Can Someone Transfer Property Prior to Entering Nursing Home and Still Get Full Medicaid Coverage?
There are three circumstances in which persons who qualify for Medicaidcoverage for nursing home care can transfer their own house to a family member without incurring any penalty from Medicaid, and without giving Medicaid any right to reimbursement from the house.
General rules: Ordinarily, an unmarried (single, divorced, or widowed) person entering a nursing home may keep his or her own house without the value of the property disqualifying the person from full Medicaid coverage of the nursing home costs. However, in that situation, Medicaid would be entitled to a lien against the house equal to the total amount Medicaid spends on nursing home care over the lifetime of the home owner. Medicaid can then collect on that lien when the nursing home resident dies.
If, on the other hand, the person entering the nursing home has given the house away to family members (or anyone else) within five years of applying for Medicaid nursing home coverage, Medicaid would have no right to reimbursement from the house. However, Medicaid transfer rules could mean a delay of months or years before Medicaid would begin paying for the nursing home.
Special circumstances: Three circumstances permit someone to transfer the home to a family member without either a Medicaid delayed-coverage penalty or a Medicaid lien on the property. A home may be transferred, without penalty or lien, to:
- The person's adult child, if: (1) the child has lived in the house for at least two years prior to the parent moving into the nursing home; (2) during that time the child cared for the parent; and (3) that care allowed the parent to remain at home for that time instead of entering a nursing home.
- The person's minor child, or blind or disabled child of any age.
- The person's brother or sister who had an ownership interest in the property from before the five-year look-back period and has lived in the house for at least the previous year.
Imagine the toll on the Medicaid program nationwide if all of us Baby Boomers tried to transfer rights to our parents' property in order to avoid paying for their medical care. With certain exceptions, for example, like those noted above, I may be in a minority on this issue; but I believe that my working-class parents lived frugally and saved, not to enrich me, but to ensure they had enough to be cared for in their years of retirement. If we all keep trying to "smart the system" we will all suffer; just as those who granted unconventional mortgage loans to those who could not afford a home were one of the straws that toppled the camel's back of our financial system. Result? We all suffer. What do you think?
Suppose the home is a mobile home and the title is in the name of the Family Trust.

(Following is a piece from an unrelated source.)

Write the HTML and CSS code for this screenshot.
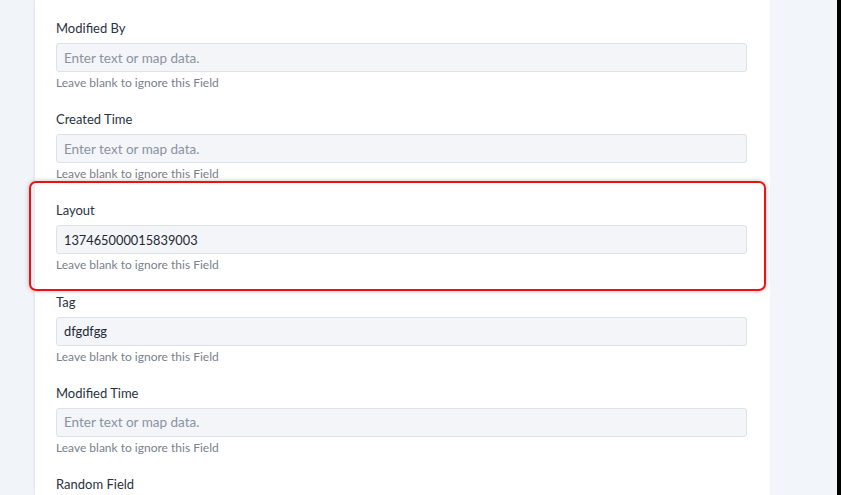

I agree---we need to spend our parent's hard earned money on THEM, not us!!! When they're health failed them at about 72 years of age, I used ALL of Mom and Dad's money--including selling their home, cashing in insurance policies, savings, etc. to hire private duty sitters to help me take care of them and "spoil" them in a very nice Assisted Living facility until it ran out! The Lord took Mom to her heavenly home and she never had to go into a nursing home, but Dad did. He has been in a nursing home for over 2 years now with only his social security check left to his name. That is used to pay part of the nursing home and health insurance. He gets to keep $38.00 a month, $25.00 of which goes to pay for his telephone. My husband and I pay for anything else he wants/needs from our personal funds. It makes me sick to my stomach when I hear of kids thinking that their parents OWE them an inheritence!!!!

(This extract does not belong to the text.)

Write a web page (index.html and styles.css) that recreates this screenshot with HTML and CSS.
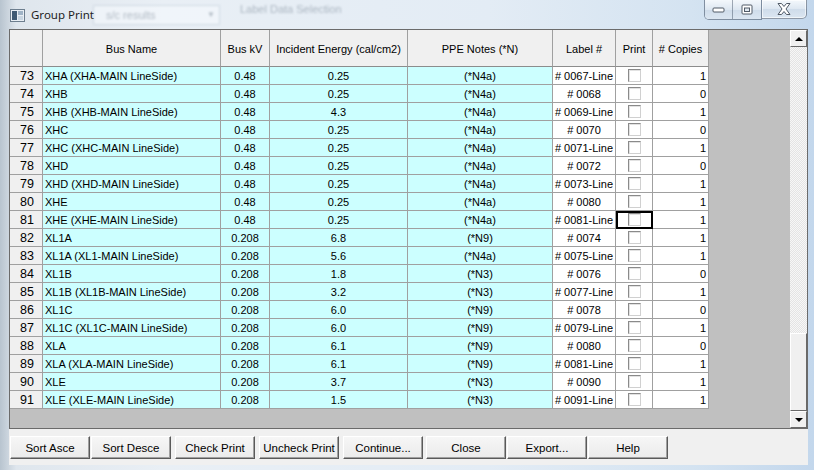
FILE: index.html
```html
<!DOCTYPE html>
<html lang="en">
<head>
    <meta charset="UTF-8">
    <title>Group Print</title>
    <link rel="stylesheet" href="styles.css">
</head>
<body>
    <div class="window">
        <div class="titlebar">
            <!-- blurred window behind the glass -->
            <div class="behind behind-field"><span>s/c results</span><span class="behind-arrow">&#9660;</span></div>
            <div class="behind behind-text">Label Data Selection</div>

            <svg class="title-icon" width="15" height="13" viewBox="0 0 15 13">
                <rect x="0.5" y="0.5" width="14" height="12" fill="#e8eef4" stroke="#6d7e8e"/>
                <rect x="2" y="2" width="5" height="9" fill="#3f5a74"/>
                <rect x="8" y="2" width="5" height="4" fill="#9fb3c6"/>
                <rect x="8" y="7" width="5" height="4" fill="#c9d6e2"/>
            </svg>
            <span class="title">Group Print</span>

            <div class="caption-buttons">
                <div class="cap-group">
                    <div class="cap-btn cap-min">
                        <svg width="13" height="6" viewBox="0 0 13 6"><rect x="1" y="1" width="11" height="4" rx="1" fill="#fff" stroke="#505a66"/></svg>
                    </div>
                    <div class="cap-btn cap-max">
                        <svg width="12" height="11" viewBox="0 0 12 11"><rect x="1" y="1" width="10" height="9" rx="1" fill="#fff" stroke="#505a66"/><rect x="3.5" y="4" width="5" height="3.5" fill="#dfe7ef" stroke="#505a66"/></svg>
                    </div>
                </div>
                <div class="cap-btn cap-close">
                    <svg width="16" height="14" viewBox="0 0 16 14"><path d="M2 1.5 L5.5 1.5 L8 4.5 L10.5 1.5 L14 1.5 L10 7 L14 12.5 L10.5 12.5 L8 9.5 L5.5 12.5 L2 12.5 L6 7 Z" fill="#fff" stroke="#505a66" stroke-linejoin="round"/></svg>
                </div>
            </div>
        </div>

        <div class="frame-body">
            <div class="client">
                <div class="grid-box">
                    <div class="grid-area">
                        <table class="grid">
                            <colgroup>
                                <col style="width:33px">
                                <col style="width:178px">
                                <col style="width:49px">
                                <col style="width:138px">
                                <col style="width:145px">
                                <col style="width:63px">
                                <col style="width:37px">
                                <col style="width:56px">
                            </colgroup>
                            <thead>
                                <tr>
                                    <th></th>
                                    <th>Bus Name</th>
                                    <th>Bus kV</th>
                                    <th>Incident Energy (cal/cm2)</th>
                                    <th>PPE Notes (*N)</th>
                                    <th>Label #</th>
                                    <th>Print</th>
                                    <th># Copies</th>
                                </tr>
                            </thead>
                            <tbody id="rows"></tbody>
                        </table>
                    </div>
                    <div class="vscroll">
                        <div class="sb-btn"><span class="arrow-up"></span></div>
                        <div class="sb-track">
                            <div class="sb-thumb"></div>
                        </div>
                        <div class="sb-btn"><span class="arrow-down"></span></div>
                    </div>
                </div>

                <div class="button-bar">
                    <button class="btn">Sort Asce</button>
                    <button class="btn">Sort Desce</button>
                    <button class="btn">Check Print</button>
                    <button class="btn">Uncheck Print</button>
                    <button class="btn">Continue...</button>
                    <button class="btn">Close</button>
                    <button class="btn">Export...</button>
                    <button class="btn">Help</button>
                </div>
            </div>
        </div>
    </div>

    <script>
        // row, bus name, kV, incident energy, PPE note, label, copies
        const data = [
            [73, 'XHA (XHA-MAIN LineSide)', '0.48', '0.25', '(*N4a)', '# 0067-Line', 1],
            [74, 'XHB', '0.48', '0.25', '(*N4a)', '# 0068', 0],
            [75, 'XHB (XHB-MAIN LineSide)', '0.48', '4.3', '(*N4a)', '# 0069-Line', 1],
            [76, 'XHC', '0.48', '0.25', '(*N4a)', '# 0070', 0],
            [77, 'XHC (XHC-MAIN LineSide)', '0.48', '0.25', '(*N4a)', '# 0071-Line', 1],
            [78, 'XHD', '0.48', '0.25', '(*N4a)', '# 0072', 0],
            [79, 'XHD (XHD-MAIN LineSide)', '0.48', '0.25', '(*N4a)', '# 0073-Line', 1],
            [80, 'XHE', '0.48', '0.25', '(*N4a)', '# 0080', 1],
            [81, 'XHE (XHE-MAIN LineSide)', '0.48', '0.25', '(*N4a)', '# 0081-Line', 1],
            [82, 'XL1A', '0.208', '6.8', '(*N9)', '# 0074', 1],
            [83, 'XL1A (XL1-MAIN LineSide)', '0.208', '5.6', '(*N4a)', '# 0075-Line', 1],
            [84, 'XL1B', '0.208', '1.8', '(*N3)', '# 0076', 0],
            [85, 'XL1B (XL1B-MAIN LineSide)', '0.208', '3.2', '(*N3)', '# 0077-Line', 1],
            [86, 'XL1C', '0.208', '6.0', '(*N9)', '# 0078', 0],
            [87, 'XL1C (XL1C-MAIN LineSide)', '0.208', '6.0', '(*N9)', '# 0079-Line', 1],
            [88, 'XLA', '0.208', '6.1', '(*N9)', '# 0080', 0],
            [89, 'XLA (XLA-MAIN LineSide)', '0.208', '6.1', '(*N9)', '# 0081-Line', 1],
            [90, 'XLE', '0.208', '3.7', '(*N3)', '# 0090', 1],
            [91, 'XLE (XLE-MAIN LineSide)', '0.208', '1.5', '(*N3)', '# 0091-Line', 1]
        ];

        const tbody = document.getElementById('rows');
        data.forEach(function(r) {
            const tr = document.createElement('tr');
            const focus = r[0] === 81 ? ' focused' : '';
            tr.innerHTML =
                '<td class="num">' + r[0] + '</td>' +
                '<td class="cyan left">' + r[1] + '</td>' +
                '<td class="cyan">' + r[2] + '</td>' +
                '<td class="cyan">' + r[3] + '</td>' +
                '<td class="cyan">' + r[4] + '</td>' +
                '<td class="white label">' + r[5] + '</td>' +
                '<td class="white check' + focus + '"><span class="box"></span></td>' +
                '<td class="white right">' + r[6] + '</td>';
            tbody.appendChild(tr);
        });
    </script>
</body>
</html>
```

FILE: styles.css
```css
* {
    margin: 0;
    padding: 0;
    box-sizing: border-box;
}

body {
    width: 814px;
    height: 470px;
    overflow: hidden;
    font-family: 'Liberation Sans', Arial, sans-serif;
    font-size: 11px;
    color: #000;
    background: #c9d9e9;
}

.window {
    height: 470px;
    display: flex;
    flex-direction: column;
    background: linear-gradient(90deg, #b8c4cf 0%, #dfe6ed 2%, #e9eff5 20%, #e3ecf5 60%, #d4e3f1 85%, #c3d7ec 100%);
}

/* title bar */

.titlebar {
    height: 29px;
    display: flex;
    align-items: flex-start;
    position: relative;
    flex-shrink: 0;
}

.behind {
    position: absolute;
    filter: blur(1.2px);
    opacity: 0.5;
}

.behind-field {
    left: 93px;
    top: 5px;
    width: 127px;
    height: 20px;
    background: #f8fbff;
    border: 1px solid #b9c6d3;
    color: #7d8a97;
    font-size: 11px;
    padding: 3px 0 0 12px;
}

.behind-arrow {
    position: absolute;
    right: 4px;
    top: 4px;
    font-size: 8px;
}

.behind-text {
    left: 240px;
    top: 3px;
    color: #6f7d8c;
    font-size: 11px;
}

.title-icon {
    margin: 9px 0 0 10px;
    position: relative;
}

.title {
    font-family: 'Noto Sans', 'Open Sans', sans-serif;
    font-size: 11.5px;
    color: #1e1e1e;
    margin: 7px 0 0 6px;
    position: relative;
}

.caption-buttons {
    margin-left: auto;
    margin-right: 7px;
    display: flex;
    position: relative;
}

.cap-group {
    display: flex;
    border: 1px solid rgba(60, 75, 95, 0.55);
    border-top: none;
    border-radius: 0 0 0 5px;
    overflow: hidden;
    box-shadow: inset 0 0 0 1px rgba(255, 255, 255, 0.6);
}

.cap-btn {
    height: 19px;
    display: flex;
    align-items: center;
    justify-content: center;
    background: linear-gradient(#f4f8fc, #dde7f1 50%, #cfdcea 51%, #dbe6f1);
}

.cap-min {
    width: 28px;
    border-right: 1px solid rgba(60, 75, 95, 0.45);
}

.cap-max {
    width: 28px;
}

.cap-close {
    width: 45px;
    border: 1px solid rgba(60, 75, 95, 0.55);
    border-left: none;
    border-top: none;
    border-radius: 0 0 5px 0;
    box-shadow: inset 0 0 0 1px rgba(255, 255, 255, 0.6);
}

/* client area */

.frame-body {
    flex: 1;
    display: flex;
    padding: 0 6px 5px 9px;
}

.client {
    flex: 1;
    background: #f0f0f0;
    display: flex;
    flex-direction: column;
}

.grid-box {
    height: 400px;
    border: 1px solid #6b6b6b;
    display: flex;
}

.grid-area {
    flex: 1;
    background: #c0c0c0;
    overflow: hidden;
}

.grid {
    border-collapse: separate;
    border-spacing: 0;
    table-layout: fixed;
    width: 699px;
}

.grid th,
.grid td {
    border-right: 1px solid #a0a0a0;
    border-bottom: 1px solid #a0a0a0;
    white-space: nowrap;
    overflow: hidden;
    text-align: center;
    vertical-align: middle;
    font-weight: normal;
}

.grid th {
    height: 37px;
    padding-top: 1px;
    background: #f0f0f0;
    border-bottom-color: #8c8c8c;
}

.grid td {
    height: 18px;
    padding: 0 3px;
}

.grid td.num {
    background: #f0f0f0;
    text-align: right;
    padding-right: 8px;
    font-size: 12.5px;
}

.grid td.cyan {
    background: #ccffff;
}

.grid td.white {
    background: #fff;
}

.grid td.left {
    text-align: left;
    padding-left: 2px;
}

.grid td.label {
    padding: 0 1px;
}

.grid td.right {
    text-align: right;
    padding-right: 2px;
}

.grid td.check {
    padding: 0;
}

.box {
    display: inline-block;
    width: 13px;
    height: 13px;
    vertical-align: middle;
    background: #fff;
    border: 1px solid;
    border-color: #8a8a8a #d0d0d0 #d0d0d0 #8a8a8a;
    box-shadow: inset 1px 1px 0 #e2e2e2;
}

.grid td.focused {
    outline: 2px solid #000;
    outline-offset: -2px;
}

/* scrollbar */

.vscroll {
    width: 17px;
    display: flex;
    flex-direction: column;
}

.sb-btn {
    height: 17px;
    background: #f0f0f0;
    border: 1px solid;
    border-color: #fff #696969 #696969 #fff;
    display: flex;
    align-items: center;
    justify-content: center;
}

.arrow-up {
    width: 0;
    height: 0;
    border-left: 4px solid transparent;
    border-right: 4px solid transparent;
    border-bottom: 4px solid #000;
}

.arrow-down {
    width: 0;
    height: 0;
    border-left: 4px solid transparent;
    border-right: 4px solid transparent;
    border-top: 4px solid #000;
}

.sb-track {
    flex: 1;
    display: flex;
    flex-direction: column;
    justify-content: flex-end;
    background: repeating-conic-gradient(#f7f7f7 0% 25%, #e4e4e4 0% 50%) 0 0 / 2px 2px;
}

.sb-thumb {
    height: 78px;
    background: #f0f0f0;
    border: 1px solid;
    border-color: #fff #696969 #696969 #fff;
}

/* buttons */

.button-bar {
    flex: 1;
    display: flex;
    padding: 7px 0 0 1px;
}

.btn {
    width: 80px;
    height: 23px;
    margin-left: 4px;
    font-family: inherit;
    font-size: 11.5px;
    color: #000;
    background: linear-gradient(#f6f6f6, #ebebeb);
    border: 1px solid;
    border-color: #fff #5a5a5a #5a5a5a #fff;
    box-shadow: inset -1px -1px 0 #a0a0a0;
}

.btn:first-child {
    margin-left: 0;
}

.btn:nth-child(2),
.btn:nth-child(7),
.btn:nth-child(8) {
    margin-left: 1px;
}

.btn:nth-child(6) {
    margin-left: 3px;
}
```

How about your parents working hard all their lives and would like their home to stay in the family and passed down to their children. I think the home should be exempt even after death. Now, if they also had investment and other assets as well then yes I could see reimbursing Medicaid from those assets.

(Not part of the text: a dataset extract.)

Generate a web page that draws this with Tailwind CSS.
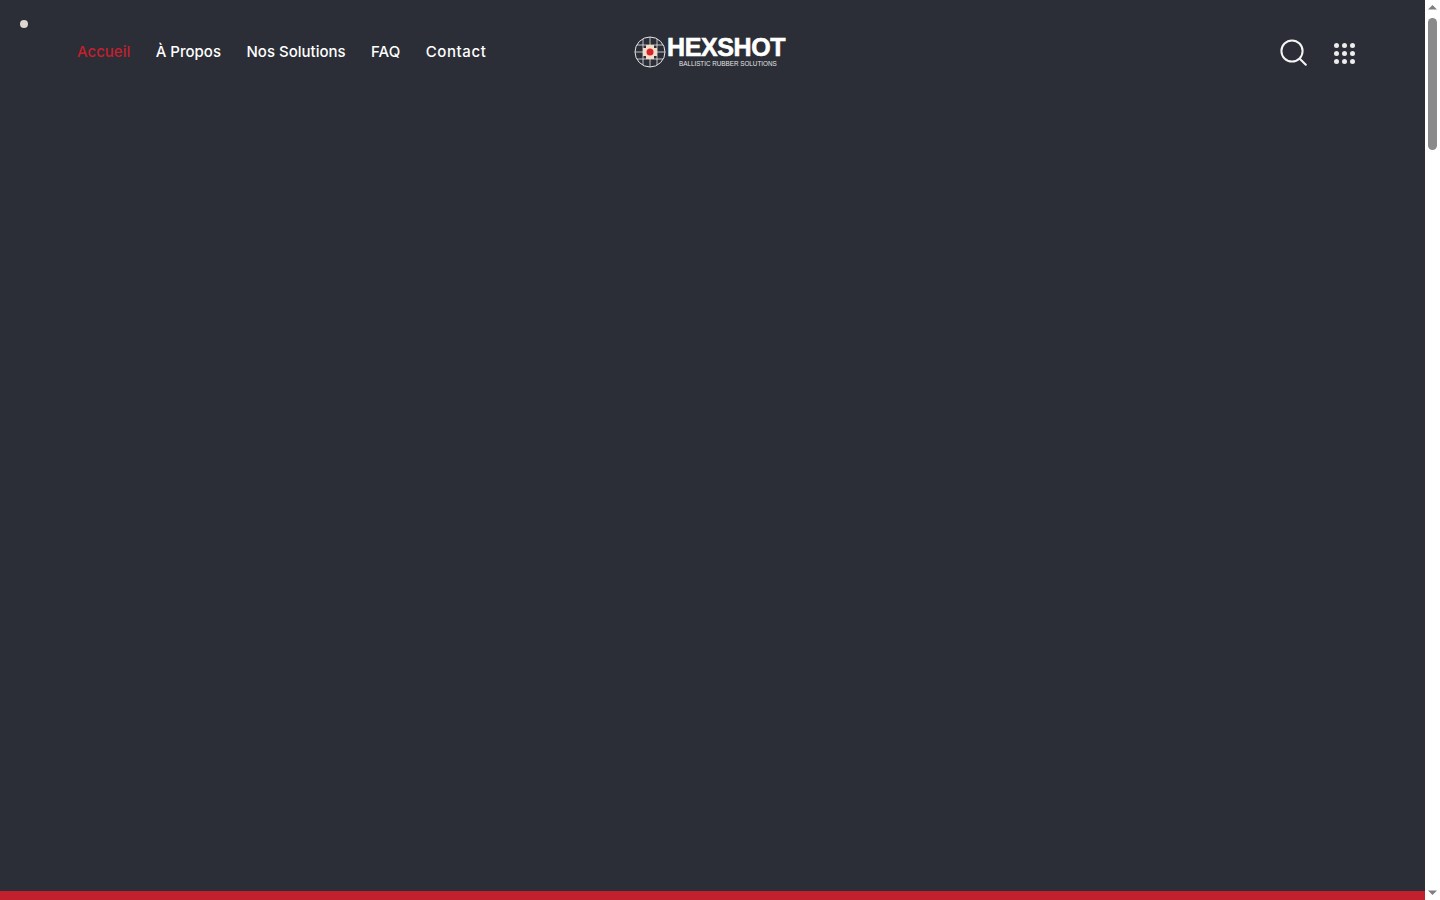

I believe that the home should be exempt. My mom is 80 and has AD, my dad, 81, doesn't. We kept Mom at home for as long as we were able. It is costing more that my salary (before taxes) each month to keep her in a decent Memory Care unit. (Actually, it is a great unit.) My dad certainly doesn't have this kind of income and is so scared of not having enough to take care of him when the time comes. Most everything they had was jointly held. I don't have a problem with spending half on her but he needs peace of mind and deserves it, too. I am not looking at their things as MY inheritence. I already have everything I want from them that way - their teachings and values, their love, their acceptance of me, etc. My mom was very big on who was to inherit "The Farm". It was some acreage that she inherited from her grandmother and GreatGrandma got it from family. This is a wish of hers he wants to honor and it is not to me but my oldest daughter and granddaughter. The way he looks at it, they both worked very hard so they could take care of themselves and enjoy life toward the end AND have a legacy they could pass on. Not my words but his.